15.2 Define metadata

We can generate a GeoLocator Data Package pkg from a GeoPressureTemplate folder with create_gldp_geopressuretemplate(). This function will read the DESCRIPTION file and create a frictionless package with the metadata. At this stage, no data is included in the package.

pkg <- create_gldp_geopressuretemplate(directory = directory)

Read the datapackage specification to learn about all recommended metadata that can be added.

Generally, the information (title, description, license, etc…) between the code (DESCRIPTION file) would be different than the one for the datapackage published.
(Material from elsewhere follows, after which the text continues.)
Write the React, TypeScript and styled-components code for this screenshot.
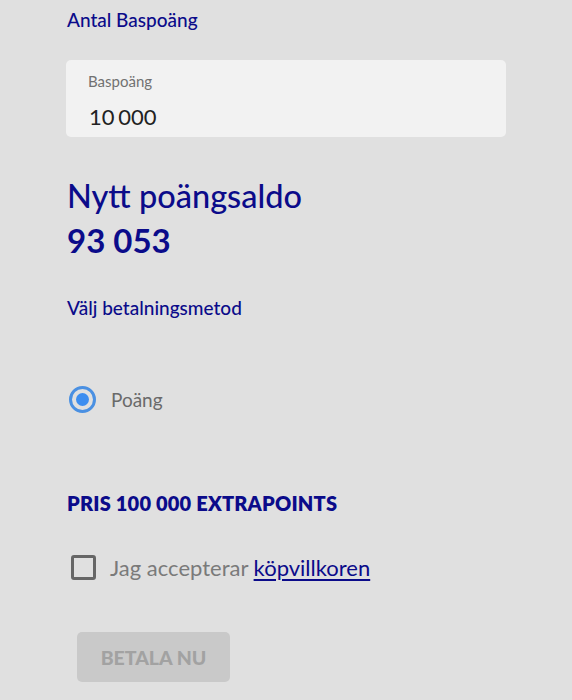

Make sure to update these information accordingly!

# title
# pkg$title <- "GeoLocator Data Package: {Species} in {country}"

# Contributors/creators: 
# Default is to take the GeoPressureTemplate authors, but it is common that 
# additional co-authors should be added for the datapackage
pkg$contributors <- list( # required
    list(
      title = "Raphaël Nussbaumer",
      roles = c("ContactPerson", "DataCurator", "ProjectLeader"),
      email = "raphael.nussbaumer@vogelwarte.ch",
      path = "https://orcid.org/0000-0002-8185-1020",
      organization = "Swiss Ornithological Institute"
    )
  )

# There are no embargo by default (1970-01-01)
pkg$embargo <- "2030-01-01"

# Licences
# Code licenses are often not the same as data licences.
pkg$licenses = list(list(
  name = "CC-BY-4.0", 
  title = "Creative Commons Attribution 4.0",
  path = "https://creativecommons.org/licenses/by/4.0/"
  ))

In addition, here are some more optional metadata:

# Review the description, often, you will want to be more talkative here.
# pkg$description

# Add keywords
pkg$keywords <- c("Woodland Kingfisher", "intra-african", "multi-sensor geolocator")

# Funding sources
pkg$grants <- c("Swiss Ornithological Intitute")

# Related Identifiers 
# e.g. papers, project pages, derived datasets, etc.
pkg$relatedIdentifiers <- list(
  list(
    relationType = "IsPartOf",
    relatedIdentifier = "10.5281/zenodo.11207081",
    relatedIdentifierType = "DOI"
  )
)

You can display all these information at any point with

print(pkg)
── A GeoLocator Data Package (v0.2) 
• title: "Migration route and timing of South African Woodland Kingfisher"
• contributors:
  Raphaël Nussbaumer ('raphael.nussbaumer@vogelwarte.ch') (ContactPerson,
  DataCurator, ProjectLeader) - <https://orcid.org/0000-0002-8185-1020>
• embargo: 2030-01-01
• licenses: Creative Commons Attribution 4.0 (CC-BY-4.0) -
  <https://creativecommons.org/licenses/by/4.0/>
• relatedIdentifiers:
  IsPartOf <10.5281/zenodo.11207081>
• grants: "Swiss Ornithological Intitute"
• keywords: "Woodland Kingfisher", "intra-african", and "multi-sensor
  geolocator"
• created: 2025-01-16 14:32:25
• spatial:
• temporal: to
• taxonomic:
• numberTags:
── 0 resources. 
Use `unclass()` to print the Geolocator Data Package as a list.

15.3 Add the tag data

Once we have created the package, we can add the data to the package from the interim .RData files.

pkg <- pkg %>%
  add_gldp_geopressuretemplate(directory = directory)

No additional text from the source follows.